Global regulators are overhauling financial benchmarks after the rate-rigging scandal spurred debate over whether they should be based on submissions from banks or market transactions.
The U.K. government is searching for a group to set the London interbank offered rate instead of the British Bankers’ Association, after banks paid penalties for manipulating the benchmark. Approximately $350 trillion of notional swaps and $10 trillion of loans are indexed to Libor, according to the U.S. Commodity Futures Trading Commission.

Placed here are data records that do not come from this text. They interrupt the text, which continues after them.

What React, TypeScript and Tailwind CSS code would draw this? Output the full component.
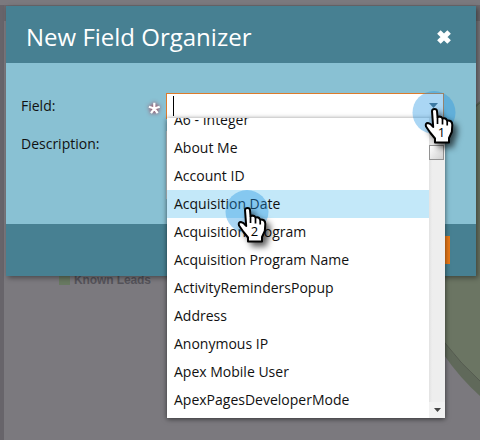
const fields = [
  'A6 - Integer',
  'About Me',
  'Account ID',
  'Acquisition Date',
  'Acquisition Program',
  'Acquisition Program Name',
  'ActivityRemindersPopup',
  'Address',
  'Anonymous IP',
  'Apex Mobile User',
  'ApexPagesDeveloperMode',
];

function Backdrop() {
  return (
    <svg className="absolute inset-0" width="480" height="440" viewBox="0 0 480 440">
      <rect width="480" height="440" fill="#7b797e" />
      <rect y="5" width="480" height="16" fill="#6b686d" />
      <rect y="5" width="4" height="435" fill="#67646a" />
      <path d="M480 101 C420 150 400 290 444 355 Q460 378 480 396Z" fill="#60695a" />
      <path d="M480 103 C420 150 400 290 445 343 Q461 364 480 381Z" fill="#6b7563" />
      <path d="M480 103 C420 150 400 290 445 343 Q461 364 480 381" fill="none" stroke="#555b50" />
      <rect x="59" y="274" width="11" height="11" fill="#687961" />
    </svg>
  );
}

function Pointer({ label }: { label: string }) {
  return (
    <svg width="64" height="64" viewBox="0 0 64 64" className="overflow-visible">
      <circle cx="22" cy="21.5" r="21.5" fill="#1f93e2" fillOpacity="0.38" />
      <g className="[filter:drop-shadow(4px_4px_3px_rgba(0,0,0,0.65))]">
        <path
          d="M20 20 Q20.200 18 22.500 18 Q24.800 18 25 20 L25.500 26 Q29.500 24.800 30.500 27.500 Q34 26.500 35 29.500 Q40.300 29 40.300 34 L39.800 41 L37 47 V51.500 H23 V47.500 L18.500 42 L14 35.500 Q13 32 16 32 Q18.500 32.300 21.200 36Z"
          fill="#fff"
          stroke="#000"
          strokeWidth="2"
          strokeLinejoin="round"
        />
        <path d="M25.500 26V33M30.500 27.500V33.500M35.200 29.500V34.500" stroke="#000" strokeWidth="1.700" />
      </g>
      <text x="29.500" y="45.500" textAnchor="middle" fontFamily="Open Sans, sans-serif" fontSize="13" fontWeight="500" fill="#000">
        {label}
      </text>
    </svg>
  );
}

function FieldList() {
  return (
    <div className="absolute left-[167px] top-[118px] flex h-[300px] w-[278px] overflow-hidden bg-white shadow-[0_1px_5px_rgba(0,0,0,0.6)]">
      <ul className="-mt-3 w-[262px] shrink-0 text-[14px] leading-7 text-[#111]">
        {fields.map((name) => (
          <li
            key={name}
            className={`h-7 whitespace-nowrap pl-[7px] ${name === 'Acquisition Date' ? 'bg-[#c3e8f9]' : ''}`}
          >
            {name}
          </li>
        ))}
      </ul>
      <div className="flex w-4 flex-col justify-between bg-gradient-to-r from-[#e2e2e2] via-[#eeeeee] via-20% to-[#eeeeee] pt-[27px]">
        <div className="h-[15px] w-[15px] border border-[#929292] bg-gradient-to-br from-white to-[#d0d0d0]" />
        <div className="flex h-4 items-center justify-center bg-[#f2f2f2]">
          <svg width="7" height="4" viewBox="0 0 7 4">
            <path d="M0 0H7L3.500 4Z" fill="#444" />
          </svg>
        </div>
      </div>
    </div>
  );
}

export default function App() {
  return (
    <div className="relative h-[440px] w-[480px] overflow-hidden font-['Open_Sans',sans-serif]">
      <Backdrop />
      <span className="absolute left-[74px] top-[273px] font-['Liberation_Sans',sans-serif] text-[12px] font-bold leading-[14px] tracking-[-0.1px] text-[#55535a]">
        Known Leads
      </span>
      <section className="relative ml-[6px] flex h-[276px] w-[470px] flex-col pt-[6px]">
        <div className="flex h-[270px] flex-col shadow-[2px_2px_5px_rgba(0,0,0,0.4)]">
          <header className="flex h-[57px] shrink-0 items-center justify-between bg-[#478092] pl-5 pr-[24px]">
            <h1 className="pt-[5px] text-[24px] leading-8 text-white">New Field Organizer</h1>
            <svg width="16" height="16" viewBox="0 0 16 16" className="mt-[4px]">
              <path d="M2.900 2.900L13.100 13.100M13.100 2.900L2.900 13.100" stroke="#fff" strokeWidth="5" />
            </svg>
          </header>
          <div className="flex flex-1 flex-col bg-[#89c1d3] pl-[15px] pt-[30px] text-[14px] text-[#111]">
            <div className="flex h-[38px]">
              <label className="w-[126px] pt-[3px] leading-5">Field:</label>
              <svg width="16" height="24" viewBox="0 0 16 24" className="shrink-0 overflow-visible [filter:drop-shadow(0_0_2px_#a81c30)]">
                <path
                  d="M7.300 15.500V9.800M7.300 15.500L1.900 13.800M7.300 15.500L12.700 13.800M7.300 15.500L4 20.200M7.300 15.500L10.600 20.200"
                  fill="none"
                  stroke="#fff"
                  strokeWidth="2.2"
                />
              </svg>
              <div className="ml-[3px] h-[26px] w-[278px] border border-[#dd7b2b] bg-white pl-[6px] pt-[2px]">
                <div className="h-5 w-px bg-black" />
              </div>
            </div>
            <div className="flex">
              <label className="w-[145px] pt-[3px] leading-5">Description:</label>
              <div className="h-[68px] w-[278px] border border-[#c9cfd2] bg-white" />
            </div>
          </div>
          <footer className="flex h-[52px] shrink-0 justify-end bg-[#478092] pr-[26px] pt-3">
            <div className="h-7 w-[70px] bg-[#e87919]" />
          </footer>
        </div>
      </section>
      <FieldList />
      <svg className="absolute left-[429px] top-[103px]" width="9" height="5" viewBox="0 0 9 5">
        <path d="M0 0H9L4.500 5Z" fill="#506a7b" />
      </svg>
      <div className="absolute left-[412px] top-[91px]">
        <Pointer label="1" />
      </div>
      <div className="absolute left-[225px] top-[190px]">
        <Pointer label="2" />
      </div>
    </div>
  );
}
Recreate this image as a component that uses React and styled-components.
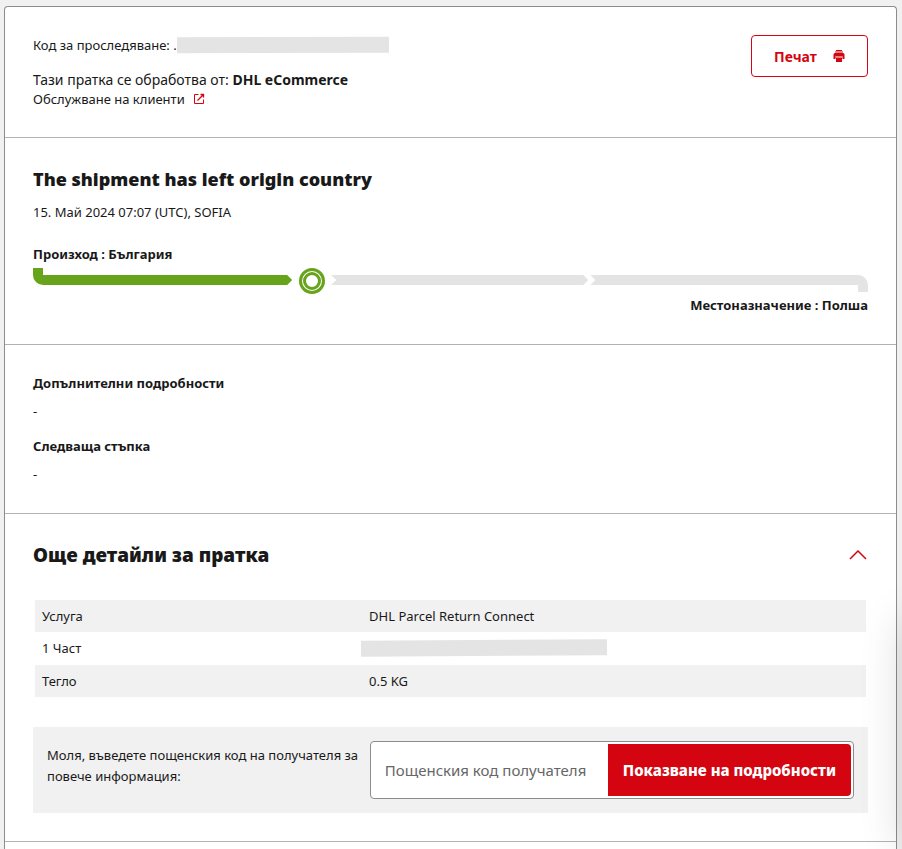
import styled, { createGlobalStyle } from 'styled-components';
import { useState } from "react"

function App() {

  const [open, setOpen] = useState(true)
  const [postcode, setPostcode] = useState("")

  let details =
    [
      { label: "Услуга", value: "DHL Parcel Return Connect" },
      { label: "1 Част", hidden: true },
      { label: "Тегло", value: "0.5 KG" },
    ]

  return (
    <Page lang="bg">
      <GlobalStyle />
      <Card>
        <Header>
          <div>
            <Tracking>
              Код за проследяване: .<Redacted $width={212} $tilt={-0.2} />
            </Tracking>
            <Handler>Тази пратка се обработва от: <b>DHL eCommerce</b></Handler>
            <ServiceLink href="#service">
              Обслужване на клиенти
              <ExternalIcon />
            </ServiceLink>
          </div>
          <PrintButton type="button" onClick={ () => window.print() }>
            Печат
            <PrintIcon />
          </PrintButton>
        </Header>

        <Status>
          <Title $size={18}>The shipment has left origin country</Title>
          <StatusDate>15. Май 2024 07:07 (UTC), SOFIA</StatusDate>
          <PlaceLabel>Произход : България</PlaceLabel>
          <Track>
            <FirstLeg />
            <Marker />
            <MiddleLeg />
            <LastLeg />
          </Track>
          <PlaceLabel $end>Местоназначение : Полша</PlaceLabel>
        </Status>

        <Notes>
          <NoteTitle>Допълнителни подробности</NoteTitle>
          <NoteText>-</NoteText>
          <NoteTitle>Следваща стъпка</NoteTitle>
          <NoteText>-</NoteText>
        </Notes>

        <Section>
          <MoreHeader>
            <Title $size={19}>Още детайли за пратка</Title>
            <ToggleButton type="button" aria-label="Още детайли" aria-expanded={open} onClick={ () => setOpen(!open) }>
              <ChevronIcon $open={open} />
            </ToggleButton>
          </MoreHeader>
          {
            open &&
            <>
              <Table>
                <tbody>
                  {
                    details.map((row, i) =>
                      <Row key={i}>
                        <HeadCell scope="row">{row.label}</HeadCell>
                        <Cell>{row.hidden ? <Redacted $width={246} $tilt={-0.4} $outset /> : row.value}</Cell>
                      </Row>
                    )
                  }
                </tbody>
              </Table>
              <PostcodeForm onSubmit={ (e) => e.preventDefault() }>
                <FormLabel htmlFor="postcode">
                  Моля, въведете пощенския код на получателя за повече информация:
                </FormLabel>
                <InputGroup>
                  <Input
                    id="postcode"
                    placeholder="Пощенския код получателя"
                    value={postcode}
                    onChange={ (e) => setPostcode(e.target.value) }
                  />
                  <SubmitButton type="submit">Показване на подробности</SubmitButton>
                </InputGroup>
              </PostcodeForm>
            </>
          }
        </Section>
      </Card>
      <SideDrawer />
    </Page>
  );
}

const ExternalIcon = () => (
  <svg width="12" height="12" viewBox="0 0 12 12" fill="none" stroke="#d40511" aria-hidden="true">
    <path d="M5.5 1.5H1.5V10.5H10.5V6.5" />
    <path d="M7.5 1.5H10.5V4.5M10.5 1.5L4.5 7.5" strokeWidth="1.3" />
  </svg>
)

const PrintIcon = () => (
  <svg width="12" height="12" viewBox="0 0 12 12" fill="#d40511" aria-hidden="true">
    <path d="M3 0H9V1H3Z" />
    <path d="M2 3H10Q11.500 3 11.500 4.500V9H9.500V6H2.500V9H.500V4.500Q.500 3 2 3Z" />
    <path d="M3 8H9V12H3Z" />
    <path d="M2 1H10V3H2ZM2.500 6H9.500V8H2.500Z" opacity=".5" />
  </svg>
)

const ChevronIcon = ({ $open }) => (
  <svg width="18" height="10" viewBox="0 0 18 10" fill="none" stroke="#d40511" strokeWidth="1.500" aria-hidden="true">
    <path d={$open ? "M1 9L9 1L17 9" : "M1 1L9 9L17 1"} />
  </svg>
)

const GlobalStyle = createGlobalStyle`
  *, *::before {
    box-sizing: border-box;
  }
  body {
    margin: 0;
    background-color: #f1f1f1;
    color: #191919;
    font-family: "Noto Sans", sans-serif;
    font-size: 13px;
    line-height: 20px;
  }
  button, input {
    font-family: inherit;
  }
`

const Page = styled.main`
  min-height: 100vh;
  padding: 6px 5px 0 4px;
  display: flex;
  overflow: hidden;
`

const Card = styled.div`
  flex: 1;
  min-width: 0;
  background-color: white;
  border: 1px solid #8c8c8c;
  border-bottom: none;
  border-radius: 4px 4px 0 0;
`

const Section = styled.section`
  padding: 28px;
  border-bottom: 1px solid #b2b2b2;
`

const Header = styled(Section)`
  display: flex;
  justify-content: space-between;
  align-items: flex-start;
`

const Tracking = styled.div`
  display: flex;
  align-items: center;
  margin-bottom: 16px;
  white-space: pre;
`

const Redacted = styled.span`
  display: block;
  width: ${props => props.$width}px;
  height: 16px;
  margin-left: ${props => props.$outset ? "-8px" : "0"};
  background-color: #e4e4e4;
  transform: rotate(${props => props.$tilt}deg);
`

const Handler = styled.div`
  font-size: 14px;
  line-height: 18px;
`

const ServiceLink = styled.a`
  display: flex;
  align-items: center;
  gap: 8px;
  color: inherit;
  text-decoration: none;
`

const PrintButton = styled.button`
  display: flex;
  align-items: center;
  justify-content: space-between;
  width: 117px;
  height: 42px;
  padding: 0 22px;
  background-color: white;
  border: 1px solid #d40511;
  border-radius: 4px;
  color: #d40511;
  font-size: 14px;
  font-weight: bold;
  cursor: pointer;
`

const Status = styled(Section)`
  padding-bottom: 29px;
`

const Title = styled.h2`
  margin: 0;
  font-size: ${props => props.$size}px;
  font-weight: 900;
  line-height: 26px;
`

const StatusDate = styled.p`
  margin: 10px 0 22px 0;
`

const PlaceLabel = styled.div`
  font-weight: bold;
  text-align: ${props => props.$end ? "right" : "left"};
`

const Track = styled.div`
  display: grid;
  grid-template-columns: 14fr 39px 14fr 15fr;
  height: 26px;
  margin: 4px 0 1px 0;
`

const FirstLeg = styled.div`
  height: 17px;
  background-color: #67a31b;
  border-bottom-left-radius: 10px;
  clip-path: polygon(0 0, 10px 0, 10px 7px, calc(100% - 5px) 7px, 100% 12px, calc(100% - 5px) 100%, 0 100%);
`

// Two green rings with a thin white gap between them
const Marker = styled.div`
  width: 26px;
  height: 26px;
  margin-left: 7px;
  padding: 1px;
  border: 3px solid #67a31b;
  border-radius: 50%;

  &::before {
    content: "";
    display: block;
    height: 100%;
    border: 3px solid #67a31b;
    border-radius: 50%;
  }
`

const MiddleLeg = styled.div`
  height: 10px;
  margin: 7px 2px 0 0;
  background-color: #e4e4e4;
  clip-path: polygon(0 0, calc(100% - 5px) 0, 100% 50%, calc(100% - 5px) 100%, 0 100%, 5px 50%);
`

const LastLeg = styled.div`
  height: 17px;
  margin-top: 7px;
  background-color: #e4e4e4;
  border-top-right-radius: 10px;
  clip-path: polygon(0 0, 100% 0, 100% 100%, calc(100% - 10px) 100%, calc(100% - 10px) 10px, 0 10px, 5px 5px);
`

const Notes = styled(Section)`
  padding-bottom: 14px;
`

const NoteTitle = styled.h3`
  margin: 0 0 8px 0;
  font-size: 13px;
`

const NoteText = styled.p`
  margin: 0 0 15px 0;
`

const MoreHeader = styled.div`
  display: flex;
  align-items: center;
  justify-content: space-between;
  margin-bottom: 32px;
`

const ToggleButton = styled.button`
  display: flex;
  padding: 0;
  margin-right: 1px;
  background: none;
  border: none;
  cursor: pointer;
`

const Table = styled.table`
  width: calc(100% - 4px);
  height: 97px;
  margin: 0 2px 30px 2px;
  border-collapse: collapse;
  table-layout: fixed;
`

const Row = styled.tr`
  height: 32px;

  &:nth-child(odd) {
    background-color: #f1f1f1;
  }
`

const HeadCell = styled.th`
  width: 39%;
  padding: 0 7px;
  font-weight: normal;
  text-align: left;
`

const Cell = styled.td`
  padding: 0 10px;
`

const PostcodeForm = styled.form`
  display: flex;
  gap: 4px;
  padding: 14px;
  background-color: #f1f1f1;
`

const FormLabel = styled.label`
  flex: 2;
  padding-top: 4px;
  line-height: 21px;
`

const InputGroup = styled.div`
  flex: 3;
  display: flex;
  min-width: 0;
  height: 58px;
  padding: 2px;
  background-color: white;
  border: 1px solid #8c8c8c;
  border-radius: 4px;
`

const Input = styled.input`
  flex: 1;
  min-width: 0;
  padding: 0 12px;
  border: none;
  outline: none;
  font-size: 15px;

  &::placeholder {
    color: #666666;
  }
`

const SubmitButton = styled.button`
  padding: 0 15px;
  background-color: #d40511;
  border: none;
  border-radius: 0 4px 4px 0;
  color: white;
  font-size: 15px;
  font-weight: 800;
  cursor: pointer;
`

// Parked just outside the window, only its shadow reaches in
const SideDrawer = styled.aside`
  position: fixed;
  left: 100%;
  top: 620px;
  bottom: 0;
  width: 300px;
  box-shadow: 0 0 40px rgba(0, 0, 0, 0.15);
`

export default App;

Australia’s bank bill swap rate is now calculated by asking panelists daily for the actual rates they observe in the brokered market at around 10 a.m. Sydney time. The highest and lowest bids are then sequentially eliminated until six remain.

Benchmark Rate

The rate is set based on observations of yields for securities maturing in one to six months issued by the country’s four main lenders -- Australia & New Zealand Banking Group Ltd. (ANZ),Commonwealth Bank of AustraliaNational Australia Bank Ltd. (NAB) and Westpac Banking Corp. Those banks had A$180 billion ($188 billion) of bank bills and certificates of deposit outstanding as of December, according to AFMA data.
The benchmark is used to set interest payments for Australian-dollar syndicated loans and floating-rate notes. New South Wales raised A$2.5 billion yesterday in the biggest-ever sale of floating-rate securities by an Australian state. The debt pays interest equal to the quarterly bank bill swap rate plus eight basis points.
An International Organization of Securities Commissions task force plans to publish a final document on principles for improving oversight of benchmarks including Libor.
South Korea last year adopted a rate for bank loans based on a basket of lending instruments after antitrust authorities probed financial institutions for suspected manipulation of the previous benchmark.
In addition to eliminating the panel, the AFMA also plans to collect market trading data from investment managers and traders to monitor the efficiency of the rate setting process and provide more transparency, Lynch said.
The changes follow UBS’s findings in its own investigation that traders at the bank attempted to manipulate benchmarks including the Australian bank bill swap rate, according to a footnote in a Dec. 19 order by the Washington-based CFTC imposing sanctions against the Zurich-based bank.